Sr. Site Reliability Engineer- Cloud GRC Automation Series A Start-Up - Remote
We are looking for a Sr. Site Reliability Engineer who will be responsible for ensuring system integrity, availability, and Non-Functional Requirements including performance for designing and implementing the defined tactics for CI and CD platform operations.
Hyper Growth Series A Firm with strong recent funding which has an enterprise cloud security solution which automates cloud governance, protecting enterprise data, controlling risk, and accelerating success in the cloud.
The business is backed by a VC group which have had a prolific track record of success in the cyber security market.
● Ensuring holistic system health across the web frontend, API services, and backend services
● Lead processes to promote reliability on Kubernetes and AWS infrastructure
● Create Monitoring and Observability platforms to identify SLA / SLO metrics for platform health and customer usage
● Design and collaborate with development to aggregate user and session logs, and infrastructure health logs
● Design and implement application and infrastructure logging for monitoring, operating and debugging
● Collaborate with engineering to identify necessary logging workflows, log levels, and end-to-end user interaction monitoring (RUM)
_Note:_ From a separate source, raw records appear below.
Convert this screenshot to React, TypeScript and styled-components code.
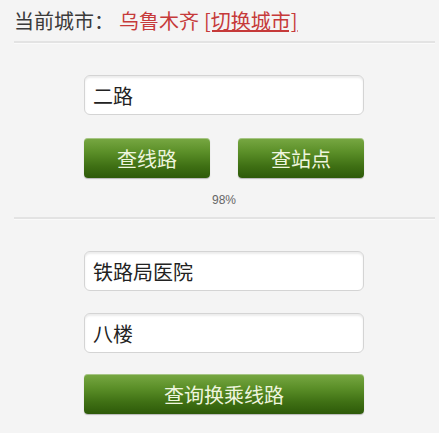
import React from 'react'
import styled, { createGlobalStyle } from 'styled-components'

const GlobalStyle = createGlobalStyle`
  html, body {
    margin: 0;
    padding: 0;
    background: #f4f4f4;
    font-family: "Noto Sans CJK SC", "Liberation Sans", sans-serif;
  }
`

const Page = styled.div`
  width: 439px;
  height: 433px;
  overflow: hidden;
`

const CityBar = styled.div`
  margin: 0 4px 0 14px;
  height: 41px;
  display: flex;
  align-items: center;
  font-size: 20px;
  color: #3a3a3a;
  border-bottom: 2px solid #e3e3e3;
  box-shadow: 0 1px 0 #fafafa;
`

const Label = styled.span`
  margin-right: 5px;
`

const CityName = styled.span`
  color: #c63a3a;
  margin-right: 5px;
`

const SwitchLink = styled.a`
  color: #c63a3a;
  text-decoration: underline;
  cursor: pointer;
`

const Section = styled.div`
  padding: 32px 0 0 84px;
  display: flex;
  flex-direction: column;
  width: 280px;
`

const Field = styled.input<{ $gap?: number }>`
  box-sizing: border-box;
  width: 280px;
  height: 40px;
  margin: 0 0 ${(p) => p.$gap ?? 23}px;
  padding: 0 8px;
  border: 1px solid #d4d4d4;
  border-radius: 6px;
  background: #fff;
  box-shadow: inset 0 2px 2px rgba(0, 0, 0, 0.08);
  font-family: "Noto Sans CJK SC", sans-serif;
  font-size: 20px;
  color: #222;
  outline: none;
`

const ButtonRow = styled.div`
  display: flex;
  justify-content: space-between;
`

const GreenButton = styled.button<{ $wide?: boolean }>`
  box-sizing: border-box;
  width: ${(p) => (p.$wide ? '280px' : '126px')};
  height: 40px;
  border: none;
  border-radius: 4px;
  background: linear-gradient(to bottom, #78a843 0%, #5b8f28 35%, #3f7014 70%, #2d5a09 100%);
  box-shadow: inset 0 1px 0 rgba(255, 255, 255, 0.35), 0 1px 1px rgba(0, 0, 0, 0.25);
  color: #eef5de;
  font-family: "Noto Sans CJK SC", sans-serif;
  font-size: 20px;
  padding: 0;
  cursor: pointer;
`

const Percent = styled.div`
  text-align: center;
  font-size: 12px;
  color: #666;
  padding-top: 15px;
  height: 24px;
  font-family: "Liberation Sans", sans-serif;
`

const Divider = styled.div`
  margin: 0 4px 0 14px;
  height: 0;
  border-top: 2px solid #e3e3e3;
  box-shadow: 0 1px 0 #fafafa;
`

export default function App() {
  return (
    <Page>
      <GlobalStyle />
      <CityBar>
        <Label>当前城市：</Label>
        <CityName>乌鲁木齐</CityName>
        <SwitchLink>[切换城市]</SwitchLink>
      </CityBar>
      <Section>
        <Field defaultValue="二路" />
        <ButtonRow>
          <GreenButton>查线路</GreenButton>
          <GreenButton>查站点</GreenButton>
        </ButtonRow>
        <Percent>98%</Percent>
      </Section>
      <Divider />
      <Section>
        <Field defaultValue="铁路局医院" $gap={22} />
        <Field defaultValue="八楼" $gap={21} />
        <GreenButton $wide>查询换乘线路</GreenButton>
      </Section>
    </Page>
  )
}
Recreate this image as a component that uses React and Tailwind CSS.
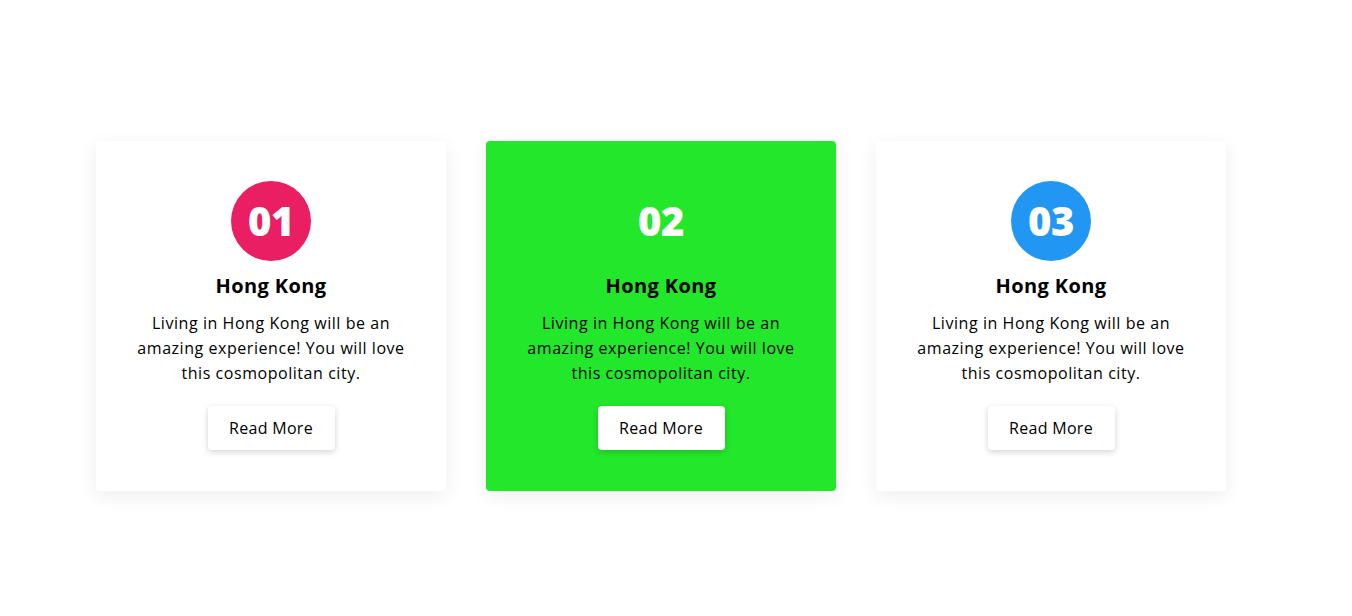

● Disaster recovery and replication strategy to provide zero downtime failovers
● Establish Authentication and Authorization using IAM principals and OIDC
● Generate RBAC Security model using principle of least privilege
● Multi-AZ deployment, disaster recovery, replication strategy
● Security posture; container scanning, vulnerability remediation, WAF and SIEM configuration
This is an exciting opportunity to join a growth start-up in a hyper growth market.